相談: (31歳 女性)
左下の奥歯の根管治療を2カ月ほど前から始めました。なかなか良くならず、2本の根の間に大きく穴が開いていて、抜歯しかないと言われ ました。恥ずかしながら、今までに2本の抜歯を経験していて、歯の大切さを痛感しています。なので、出来れば抜きたくない、納得するまで色々情報をと色々 なHPを見て調べていました。そして意図的再植術のことを知り、こちらのHPを見ました。

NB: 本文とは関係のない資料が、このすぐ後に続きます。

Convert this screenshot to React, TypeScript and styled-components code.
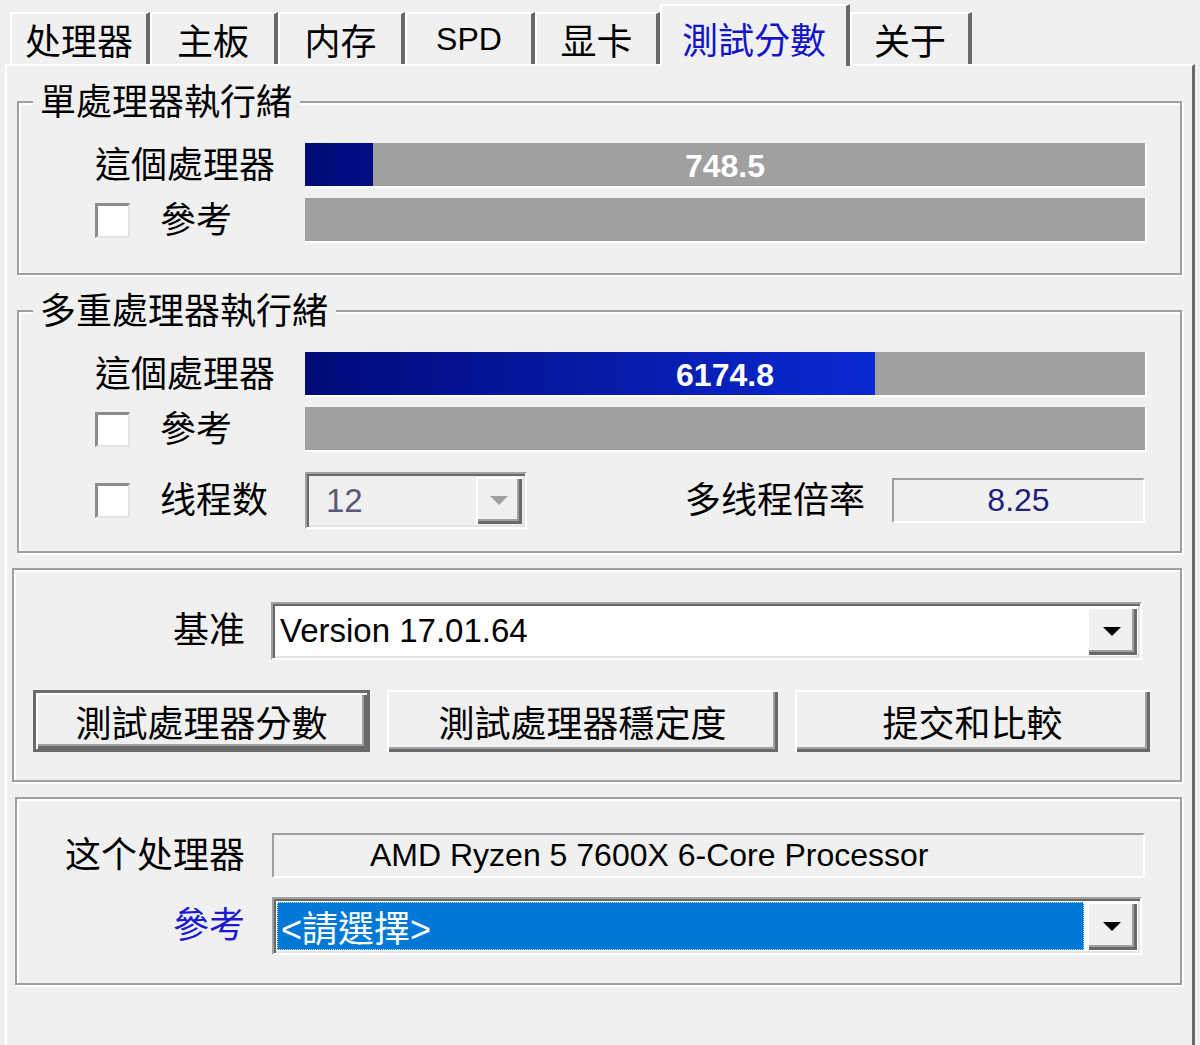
import styled, { createGlobalStyle, css } from 'styled-components';

const GlobalStyle = createGlobalStyle`
  html, body {
    margin: 0;
    padding: 0;
    background: #f0f0f0;
  }
  body {
    font-family: "Liberation Sans", "Noto Sans CJK TC", "Noto Sans CJK SC", sans-serif;
    font-size: 36px;
    color: #000;
  }
`;

const raised = css`
  background: #f0f0f0;
  box-shadow: inset 2px 2px 0 #fff, inset -3px -3px 0 #696969, inset -5px -5px 0 #a0a0a0;
`;

const Window = styled.div`
  width: 1200px;
  height: 1045px;
  overflow: hidden;
  display: flex;
  flex-direction: column;
  background: #f0f0f0;
`;

const TabBar = styled.div`
  display: flex;
  align-items: flex-end;
  height: 64px;
  padding-left: 10px;
  position: relative;
  z-index: 1;
`;

const Tab = styled.div<{ $active?: boolean; $w: number }>`
  width: ${(p) => p.$w}px;
  height: ${(p) => (p.$active ? 62 : 52)}px;
  margin-bottom: ${(p) => (p.$active ? -2 : 0)}px;
  padding-top: ${(p) => (p.$active ? 4 : 0)}px;
  box-sizing: border-box;
  background: #f0f0f0;
  border-top: 2px solid #fff;
  border-left: 2px solid #fff;
  border-right: 4px solid #696969;
  display: flex;
  align-items: center;
  justify-content: center;
  font-size: 36px;
  color: ${(p) => (p.$active ? '#1414c8' : '#000')};
`;

const LatinTab = styled.span`
  font-size: 32px;
`;

const Panel = styled.div`
  flex: 1;
  margin: 0 5px;
  border-top: 2px solid #fff;
  border-left: 2px solid #fff;
  border-right: 3px solid #696969;
  display: flex;
  flex-direction: column;
`;

const Group = styled.fieldset<{ $left?: number }>`
  margin: 15px 10px 0 ${(p) => p.$left ?? 10}px;
  padding: 0;
  min-width: 0;
  border: 2px solid #a0a0a0;
  box-shadow: inset 2px 2px 0 #fff, 2px 2px 0 #fff;
`;

const Legend = styled.legend`
  margin-left: 14px;
  padding: 2px 8px 0 7px;
  font-size: 36px;
  line-height: 40px;
  background: #f0f0f0;
`;

const Rows = styled.div<{ $pad: string }>`
  display: flex;
  flex-direction: column;
  gap: 10px;
  padding: ${(p) => p.$pad};
`;

const Row = styled.div<{ $h?: number; $top?: number }>`
  display: grid;
  grid-template-columns: 210px 1fr;
  align-items: center;
  height: ${(p) => p.$h ?? 45}px;
  margin-top: ${(p) => p.$top ?? 0}px;
`;

const Label = styled.span`
  font-size: 36px;
  line-height: 40px;
  white-space: nowrap;
`;

const CheckLabel = styled.div`
  display: flex;
  align-items: center;
  gap: 30px;
`;

const Checkbox = styled.span`
  width: 35px;
  height: 35px;
  box-sizing: border-box;
  background: #fff;
  border-top: 3px solid #8c8c8c;
  border-left: 3px solid #8c8c8c;
  border-right: 2px solid #e3e3e3;
  border-bottom: 2px solid #e3e3e3;
`;

const Bar = styled.div`
  position: relative;
  height: 45px;
  box-sizing: border-box;
  background: #a0a0a0;
  border-right: 2px solid #fff;
  border-bottom: 2px solid #fff;
  overflow: hidden;
  display: flex;
  align-items: center;
  justify-content: center;
`;

const Fill = styled.div`
  position: absolute;
  left: 0;
  top: 0;
  bottom: 0;
  background-image: linear-gradient(90deg, #000a78, #1038ff);
  background-repeat: no-repeat;
`;

const Score = styled.span`
  position: relative;
  top: 2px;
  color: #fff;
  font-weight: bold;
  font-size: 32px;
`;

const ThreadCell = styled.div`
  display: flex;
  align-items: center;
  padding-right: 2px;
`;

const Spacer = styled.div`
  flex: 1;
`;

const RatioLabel = styled(Label)`
  margin-right: 27px;
`;

const ReadField = styled.div<{ $w?: number; $center?: boolean; $pad?: number; $color?: string }>`
  ${(p) => (p.$w ? `width: ${p.$w}px;` : '')}
  height: 45px;
  box-sizing: border-box;
  background: #f0f0f0;
  border-top: 2px solid #a0a0a0;
  border-left: 2px solid #a0a0a0;
  border-right: 2px solid #fff;
  border-bottom: 2px solid #fff;
  display: flex;
  align-items: center;
  justify-content: ${(p) => (p.$center ? 'center' : 'flex-start')};
  padding-left: ${(p) => p.$pad ?? 0}px;
  font-size: 32px;
  color: ${(p) => p.$color ?? '#000'};
  white-space: nowrap;
`;

const Combo = styled.div<{ $w?: number; $h?: number; $disabled?: boolean; $mr?: number }>`
  display: flex;
  box-sizing: border-box;
  ${(p) => (p.$w ? `width: ${p.$w}px;` : '')}
  height: ${(p) => p.$h ?? 58}px;
  margin-right: ${(p) => p.$mr ?? 0}px;
  padding: 3px;
  background: ${(p) => (p.$disabled ? '#f0f0f0' : '#fff')};
  border-top: 2px solid #a0a0a0;
  border-left: 2px solid #a0a0a0;
  border-right: 2px solid #fff;
  border-bottom: 2px solid #fff;
  box-shadow: inset 2px 2px 0 #696969, inset -2px -2px 0 #e3e3e3;
`;

const ComboText = styled.div<{ $selected?: boolean; $disabled?: boolean }>`
  flex: 1;
  display: flex;
  align-items: center;
  padding-left: ${(p) => (p.$disabled ? 16 : 4)}px;
  margin-right: 3px;
  font-size: 33px;
  white-space: nowrap;
  color: ${(p) => (p.$selected ? '#fff' : p.$disabled ? '#5a5a78' : '#000')};
  background: ${(p) => (p.$selected ? '#0078d7' : 'transparent')};
  ${(p) => p.$selected && 'outline: 1px dotted #cfe6fa; outline-offset: -1px; font-size: 36px;'}
`;

const ComboButton = styled.div<{ $w?: number }>`
  ${raised}
  width: ${(p) => p.$w ?? 50}px;
  display: flex;
  align-items: center;
  justify-content: center;
`;

const Arrow = styled.span<{ $disabled?: boolean }>`
  width: 0;
  height: 0;
  border-left: 9px solid transparent;
  border-right: 9px solid transparent;
  border-top: 9px solid ${(p) => (p.$disabled ? '#a0a0a0' : '#000')};
`;

const Body = styled.div<{ $pad: string; $gap: number }>`
  display: flex;
  flex-direction: column;
  gap: ${(p) => p.$gap}px;
  padding: ${(p) => p.$pad};
`;

const FieldRow = styled.div<{ $label: number; $gap: number }>`
  display: grid;
  grid-template-columns: ${(p) => p.$label}px 1fr;
  column-gap: ${(p) => p.$gap}px;
  align-items: center;
`;

const RowLabel = styled.span<{ $blue?: boolean }>`
  text-align: right;
  font-size: 36px;
  line-height: 40px;
  white-space: nowrap;
  color: ${(p) => (p.$blue ? '#1a1ad0' : '#000')};
`;

const Buttons = styled.div`
  display: grid;
  grid-template-columns: 337px 391px 355px;
  column-gap: 17px;
  padding-left: 19px;
`;

const Button = styled.button<{ $default?: boolean }>`
  ${raised}
  height: 62px;
  box-sizing: border-box;
  border: ${(p) => (p.$default ? '3px solid #6a6a6a' : '0')};
  font-family: inherit;
  font-size: 36px;
  color: #000;
  padding: 0;
  cursor: default;
`;

const tabs = [
  { label: '处理器', w: 140 },
  { label: '主板', w: 128 },
  { label: '内存', w: 127 },
  { label: 'SPD', w: 130, latin: true },
  { label: '显卡', w: 125 },
  { label: '測試分數', w: 190, active: true },
  { label: '关于', w: 122 },
];

const ScoreBar = ({ value, pct }: { value?: string; pct?: number }) => (
  <Bar>
    {pct ? (
      <Fill style={{ width: `${pct}%`, backgroundSize: `${10000 / pct}% 100%` }} />
    ) : null}
    {value ? <Score>{value}</Score> : null}
  </Bar>
);

const App = () => {
  return (
    <Window>
      <GlobalStyle />
      <TabBar>
        {tabs.map((t) => (
          <Tab key={t.label} $w={t.w} $active={t.active}>
            {t.latin ? <LatinTab>{t.label}</LatinTab> : t.label}
          </Tab>
        ))}
      </TabBar>
      <Panel>
        <Group>
          <Legend>單處理器執行緒</Legend>
          <Rows $pad="20px 33px 30px 76px">
            <Row>
              <Label>這個處理器</Label>
              <ScoreBar value="748.5" pct={8.1} />
            </Row>
            <Row>
              <CheckLabel>
                <Checkbox />
                <Label>參考</Label>
              </CheckLabel>
              <ScoreBar />
            </Row>
          </Rows>
        </Group>

        <Group>
          <Legend>多重處理器執行緒</Legend>
          <Rows $pad="20px 33px 22px 76px">
            <Row>
              <Label>這個處理器</Label>
              <ScoreBar value="6174.8" pct={67.8} />
            </Row>
            <Row>
              <CheckLabel>
                <Checkbox />
                <Label>參考</Label>
              </CheckLabel>
              <ScoreBar />
            </Row>
            <Row $h={57} $top={10}>
              <CheckLabel>
                <Checkbox />
                <Label>线程数</Label>
              </CheckLabel>
              <ThreadCell>
                <Combo $w={222} $h={57} $disabled>
                  <ComboText $disabled>12</ComboText>
                  <ComboButton $w={46}>
                    <Arrow $disabled />
                  </ComboButton>
                </Combo>
                <Spacer />
                <RatioLabel>多线程倍率</RatioLabel>
                <ReadField $w={253} $center $color="#20207a">
                  8.25
                </ReadField>
              </ThreadCell>
            </Row>
          </Rows>
        </Group>

        <Group $left={5}>
          <Body $pad="32px 38px 28px 0" $gap={30}>
            <FieldRow $label={231} $gap={26}>
              <RowLabel>基准</RowLabel>
              <Combo>
                <ComboText>Version 17.01.64</ComboText>
                <ComboButton>
                  <Arrow />
                </ComboButton>
              </Combo>
            </FieldRow>
            <Buttons>
              <Button $default>測試處理器分數</Button>
              <Button>測試處理器穩定度</Button>
              <Button>提交和比較</Button>
            </Buttons>
          </Body>
        </Group>

        <Group $left={8}>
          <Body $pad="34px 35px 28px 0" $gap={19}>
            <FieldRow $label={228} $gap={27}>
              <RowLabel>这个处理器</RowLabel>
              <ReadField $pad={96}>AMD Ryzen 5 7600X 6-Core Processor</ReadField>
            </FieldRow>
            <FieldRow $label={228} $gap={27}>
              <RowLabel $blue>參考</RowLabel>
              <Combo $mr={3}>
                <ComboText $selected>&lt;請選擇&gt;</ComboText>
                <ComboButton>
                  <Arrow />
                </ComboButton>
              </Combo>
            </FieldRow>
          </Body>
        </Group>
      </Panel>
    </Window>
  );
};

export default App;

実際見て頂かないと分からないとは思いますが、この様な場合でも意図的再植術をしていただいて可能性はありますか?今歯茎が腫れて、歯茎に白い出来物が出ています。
回答:口腔内科 樋口均也
下顎大臼歯は根が前後2本に分かれていることが多いという特徴があります。これら2本の根の間の骨が溶けてなくなることがあり、「根分岐部病変」といい、歯周病の形態のひとつです。
根分岐部病変は治療が難しく、抜歯が必要となることが多い病変です。「大きく開いている」ということですが、分岐部の骨が広い範囲でなくなっている状態を指してこのように言われたのでしょうか。確かにそのような状態では抜歯せざるを得ないように思います。
大きな穴が開いているのは根の裏面を指しているのでしょうか。虫歯を削る際に根の表面に穴が開いてしまうと、その周囲の骨が溶けてなくなります。このような状態も治すのが難しいといえます。
根の表面に穴が開いている場合はその穴をセメントなどで封鎖します。うまく封鎖できれば分岐部に骨が再成し、分岐部病変が治ることもあります。
頑大な土台(ポストコア)が入っていてそれを外せないような場合には穴を封鎖することができません。そのような場合に一度歯を抜いて根の外側から穴を塞ぎ、元の位置に戻すという治療法があります。このような方法を「意図的再植術」といいます。
根の中や表面には何も問題がなく、歯周病が原因で根分岐部病変が生じることがあります。この場合には歯肉を切開して根の表面に付着した歯石などを除去し、傷を縫合する歯周外科手術により、病変がなくなる可能性があります。骨移植なども一緒に行う場合もあります。